All the experts agree that China is rushing to finish up its current series of nuclear tests because it can see the momentum building around the world for a treaty that imposes a comprehensive ban on nuclear testing.

`Chinese military leaders know they will soon be under pressure to get into international arms control. They need this technological advance (in their weapons program), so they don't lose anything when a freeze goes into effect,' Montaperto says.

Last July, President Clinton announced that the United States would halt nuclear testing for another 15 months, so long as other nuclear powers observed the informal moratorium. And in a September speech to the U.N. General Assembly, he publicly called upon China to abandon what U.S. intelligence officials had reported were preparations for a new nuclear test.

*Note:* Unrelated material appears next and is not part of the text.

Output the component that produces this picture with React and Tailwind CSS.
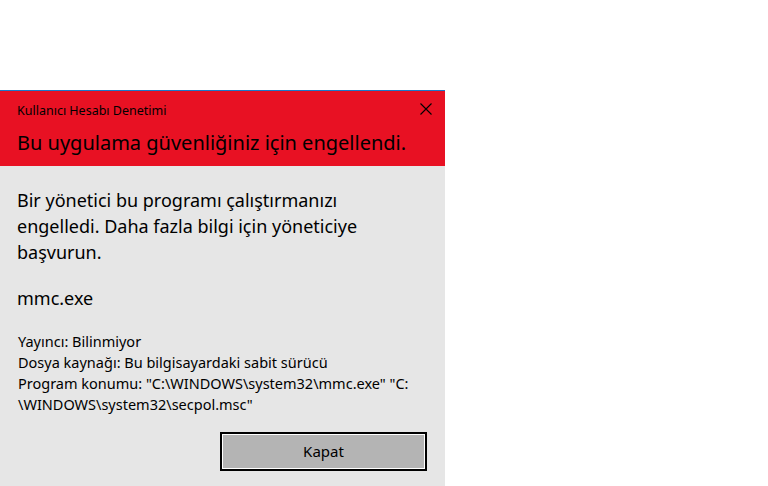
import React from "react";

const App = () => {
  return (
    <div className="w-[768px] h-[486px] bg-white overflow-hidden" style={{ fontFamily: '"Noto Sans", "Open Sans", sans-serif' }}>
      <div className="h-[90px]" />
      <div className="w-[445px] h-[396px] flex flex-col bg-[#e6e6e6]">
        <div className="h-px bg-[#1a78c8]" />
        <div className="h-[75px] bg-[#e81123] pl-[17px] pr-[12px] flex flex-col text-black">
          <div className="flex items-start justify-between pt-[12px]">
            <span className="text-[12.5px] leading-[16px]">Kullanıcı Hesabı Denetimi</span>
            <svg width="12" height="12" viewBox="0 0 12 12" className="mr-px">
              <path d="M0.5 0.5L11.5 11.5M11.5 0.5L0.5 11.5" stroke="#000" strokeWidth="1.1" />
            </svg>
          </div>
          <div className="text-[20px] leading-[28px] mt-[10px]">Bu uygulama güvenliğiniz için engellendi.</div>
        </div>
        <div className="flex flex-col pl-[17px] pr-[12px] text-black">
          <div className="text-[18px] leading-[26px] mt-[21px]">
            Bir yönetici bu programı çalıştırmanızı
            <br />
            engelledi. Daha fazla bilgi için yöneticiye
            <br />
            başvurun.
          </div>
          <div className="text-[18px] leading-[26px] mt-[20px]">mmc.exe</div>
          <div className="text-[14.5px] leading-[21px] mt-[20px] pl-px">
            <div>Yayıncı: Bilinmiyor</div>
            <div>Dosya kaynağı: Bu bilgisayardaki sabit sürücü</div>
            <div>Program konumu: "C:\WINDOWS\system32\mmc.exe" "C:</div>
            <div>\WINDOWS\system32\secpol.msc"</div>
          </div>
          <div className="flex justify-end mt-[17px] pr-[6px]">
            <button className="w-[207px] h-[39px] border-2 border-black bg-[#b4b4b4] outline outline-1 outline-white -outline-offset-[3px] text-[15px] text-black">
              Kapat
            </button>
          </div>
        </div>
      </div>
    </div>
  );
};

export default App;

Some of the U.S. China hands believe Clinton's action was unwise because the most the United States could ever have expected from the Beijing leadership was a delay, not cancellation, of the nuclear test.

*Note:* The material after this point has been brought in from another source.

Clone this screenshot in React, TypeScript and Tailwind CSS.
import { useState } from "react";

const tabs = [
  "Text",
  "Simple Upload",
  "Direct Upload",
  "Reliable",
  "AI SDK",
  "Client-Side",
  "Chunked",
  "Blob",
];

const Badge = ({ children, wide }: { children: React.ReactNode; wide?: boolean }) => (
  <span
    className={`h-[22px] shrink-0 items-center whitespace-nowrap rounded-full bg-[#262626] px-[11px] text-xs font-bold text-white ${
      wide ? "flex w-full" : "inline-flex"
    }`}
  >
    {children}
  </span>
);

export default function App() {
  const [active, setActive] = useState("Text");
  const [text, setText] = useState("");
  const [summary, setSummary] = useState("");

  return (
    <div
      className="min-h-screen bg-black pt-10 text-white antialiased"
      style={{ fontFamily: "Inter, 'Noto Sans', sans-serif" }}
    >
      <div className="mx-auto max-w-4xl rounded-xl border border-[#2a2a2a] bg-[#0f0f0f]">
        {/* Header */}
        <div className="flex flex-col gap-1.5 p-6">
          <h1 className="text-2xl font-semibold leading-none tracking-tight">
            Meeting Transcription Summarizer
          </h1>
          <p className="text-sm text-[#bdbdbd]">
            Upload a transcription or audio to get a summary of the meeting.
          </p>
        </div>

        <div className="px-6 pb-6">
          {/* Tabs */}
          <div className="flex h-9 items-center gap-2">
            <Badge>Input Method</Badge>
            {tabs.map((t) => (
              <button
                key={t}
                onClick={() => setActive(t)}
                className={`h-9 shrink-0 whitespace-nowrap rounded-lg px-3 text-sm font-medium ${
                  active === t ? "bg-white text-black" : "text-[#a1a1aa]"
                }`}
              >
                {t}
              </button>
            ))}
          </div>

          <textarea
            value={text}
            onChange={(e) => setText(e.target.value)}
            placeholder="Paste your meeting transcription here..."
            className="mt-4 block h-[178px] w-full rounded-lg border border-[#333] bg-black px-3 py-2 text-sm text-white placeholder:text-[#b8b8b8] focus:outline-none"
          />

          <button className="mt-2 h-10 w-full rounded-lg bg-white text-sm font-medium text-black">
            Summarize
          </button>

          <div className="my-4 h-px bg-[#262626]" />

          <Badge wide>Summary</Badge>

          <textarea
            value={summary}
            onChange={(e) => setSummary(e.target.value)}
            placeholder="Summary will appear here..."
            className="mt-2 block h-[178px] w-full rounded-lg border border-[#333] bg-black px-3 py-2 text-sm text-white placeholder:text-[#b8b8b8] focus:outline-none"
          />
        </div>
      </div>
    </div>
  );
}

`I thought it was particularly clumsy of this Administration to have the President call upon China at the United Nations for the nuclear test not to take place,' says Douglas Paal, former head of Asian affairs for the George Bush Administration's National Security Council. `Anyone who knows China knows that would guarantee the test would take place.'

Within hours after the Oct. 5 explosion in China, Clinton ordered the Energy Department to make preparations for the United States to resume underground nuclear testing next year. He stopped short of saying for sure that the American tests will start up again. It was a reminder of the extent to which China is now helping set America's foreign policy agenda.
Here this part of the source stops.